Les centres d’hébergement : une étape transitoire avant la province

Pour cette famille recomposée, le séjour en Ile-de-France devrait se prolonger. C’est loin d’être le cas de tous les réfugiés. En deux semaines, le groupe SOS a ouvert 1 234 places sur huit sites, dont celui de Noisy-le-Grand. Mais avec seulement 500 places disponibles à ce jour sur un total de 4 600, la région Ile-de-France est saturée. “La stratégie de la préfecture et des DRIHL (Direction Régionale et Interdépartementale de l’Hébergement et du Logement) est de mettre privilégier l’hébergement des réfugiés en province, résume Louiza Dacia, directrice régionale asile et intégration du groupe SOS.

Gérer psychologiquement ce nouveau départ

Et l’organisation de cet accueil ne se fait pas sans heurts. “La semaine dernière on nous a dit : “il y a un car de 47 places qui part dans le Gard, il faut le remplir”. On n’a eu que quelques heures pour travailler avec les personnes afin d’organiser le départ. C’était un peu difficile parce qu’elles sont déracinées”, relate Hermine Matias, directrice du centre à Noisy-le-Grand. “Tout s’est fait avec l’accord des personnes”, précise Louiza Dacia pour qu’il faut prendre en compte la réalité de l’épreuve qu’elles traversent. “On est sur du psycho-traumatisme. Les mamans qu’on a eues au départ c’est : donnez-moi des médocs et je veux dormir.”

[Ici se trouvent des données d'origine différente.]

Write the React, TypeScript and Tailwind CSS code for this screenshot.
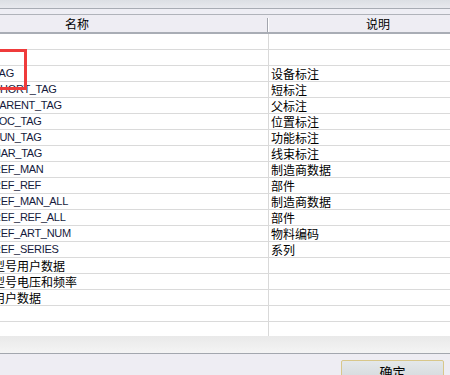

Alors que des arrivées massives sont attendues, la consigne est désormais d’expliquer aux réfugiés dès leur arrivée leur situation de transit vers des structures en province. “On apprend en marchant“, poursuit la responsable du groupe SOS. “On a l’obligation de ne pas leur mentir sur la réalité de l’hébergement et du logement en Ile-de-France. La province va leur apporter un certain apaisement parce que pas mal de collectivités ont proposé des places.

Malgré tout, le dispositif commence à se roder. “On a attendu une bonne semaine pour savoir comment allait s’appliquer la protection temporaire. C’est à partir de cette semaine qu’on a pu orienter les personnes vers la préfecture pour obtenir le récépissé.” Autre avancée récente, l’autorisation de travail va être automatiquement délivrée avec la protection temporaire. Reste à scolariser les enfants. En attendant, l’organisation de la cohabitation solidaire se met en place.

Les étudiants étrangers dans l’angle mort

Le statut des étudiants étrangers reste en revanche en suspens. D’origine algérienne, congolaise ou sri lankaise, ils sont aujourd’hui une dizaine au centre de Noisy-le-Grand. N’étant pas des ressortissants ukrainiens, ils ne peuvent pas prétendre à la protection temporaire. “Le droit d’asile ne peut pas être à double vitesse. Il faut que la même règle s’applique pour tous”, dénonce Stéphane Troussel, président du conseil départemental de la Seine-Saint-Denis, venu visiter le centre ce jeudi

“Leur cas n’est pas du tout traité à ce jour”, souligne Louisa Dacia. “On attend les instructions.” Elle cite des exemples de beaux parcours comme celui d’Angeliqua, 24 ans, étudiante congolaise partie après le bac pour faire des études de médecine à Odessa.

Pourquoi fait-on une discrimination parce qu’on n’a pas de passeport ukrainien?”

En 5ème année, la guerre lui est tombée dessus à un an de l’obtention de son diplôme. “J’ai passé six ans de ma vie là-bas. Et je ne peux pas rentrer au pays sans avoir terminé mes études, avec seulement le baccalauréat”, explique-t-elle. “Ici c’est compliqué on nous dit: rentrez chez vous.” Une position qu’elle ne comprend pas: “On a tous fui la guerre, on est tous dans la même situation, pourquoi on fait une discrimination parce qu’on n’a pas de passeport ukrainien.”